3. The sin of idolatry. (1 Kings 16:32.) Samaria had its house of Baal, its altar for Baal. He did very abominably in following idols (1 Kings 21:26).

4. The sin of impurity. This was involved, as we have already remarked, in the idolatry of that age. "Ahab made an Asherah" (1 Kings 16:32). Indeed, it is to the impurities of Canaanitish worship that the words just cited (verse 26) refer. The abominations of the Amorites are not to be named amongst Christians.

5. The sin of persecuting the prophets. It is very possible that Ahab himself was no persecutor, but Jezebel was, and he should have restrained her (1 Samuel 3:18). He was directly responsible for her deeds. She owed her power, place, and influence to him.

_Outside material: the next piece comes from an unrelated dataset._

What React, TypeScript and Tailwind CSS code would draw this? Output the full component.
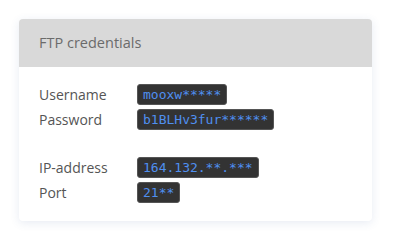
const rows = [
  [
    { label: "Username", value: "mooxw*****" },
    { label: "Password", value: "b1BLHv3fur******" },
  ],
  [
    { label: "IP-address", value: "164.132.**.***" },
    { label: "Port", value: "21**" },
  ],
]

export default function App() {
  return (
    <div className="w-[400px] h-[250px] bg-white pt-[19px] pl-[19px] font-['Open_Sans',sans-serif]">
      <div className="w-[353px] rounded-[4px] bg-white shadow-[0_2px_10px_rgba(60,90,160,0.12)] overflow-hidden">
        {/* header */}
        <div className="h-[48px] bg-[#d9d9d9] pl-[20px] flex items-center text-[14.5px] text-[#6b6b6b]">
          FTP credentials
        </div>

        {/* body */}
        <div className="px-[20px] pt-[17px] pb-[18px] flex flex-col gap-[27px]">
          {rows.map((group, i) => (
            <div key={i} className="flex flex-col gap-[4px]">
              {group.map((r) => (
                <div key={r.label} className="flex items-center h-[21px]">
                  <span className="w-[98px] text-[14px] text-[#555]">{r.label}</span>
                  <code className="h-[21px] flex items-center px-[5px] rounded-[3px] bg-[#333] border border-[#555] text-[13px] text-[#4f8ff0] font-['DejaVu_Sans_Mono',monospace]">
                    {r.value}
                  </code>
                </div>
              ))}
            </div>
          ))}
        </div>
      </div>
    </div>
  )
}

6. The sin of releasing the persecutor of God's people. The pardon and favour he accorded to Ben-hadad are mentioned as a part of the provocation wherewith he provoked the Lord (1 Kings 20:42). It sprang out of his forgetting God. He ignored altogether God's will and pleasure in the matter. See p. 492.

7. The sin of slaying Naboth and his sons. For with this crime Ahab is charged. "Hast thou killed?" I have seen yesterday the blood of Naboth; and I will requite thee" (2 Kings 9:26). Perhaps he flattered himself that that sin lay at Jezebel's door. If so, he is soon undeceived.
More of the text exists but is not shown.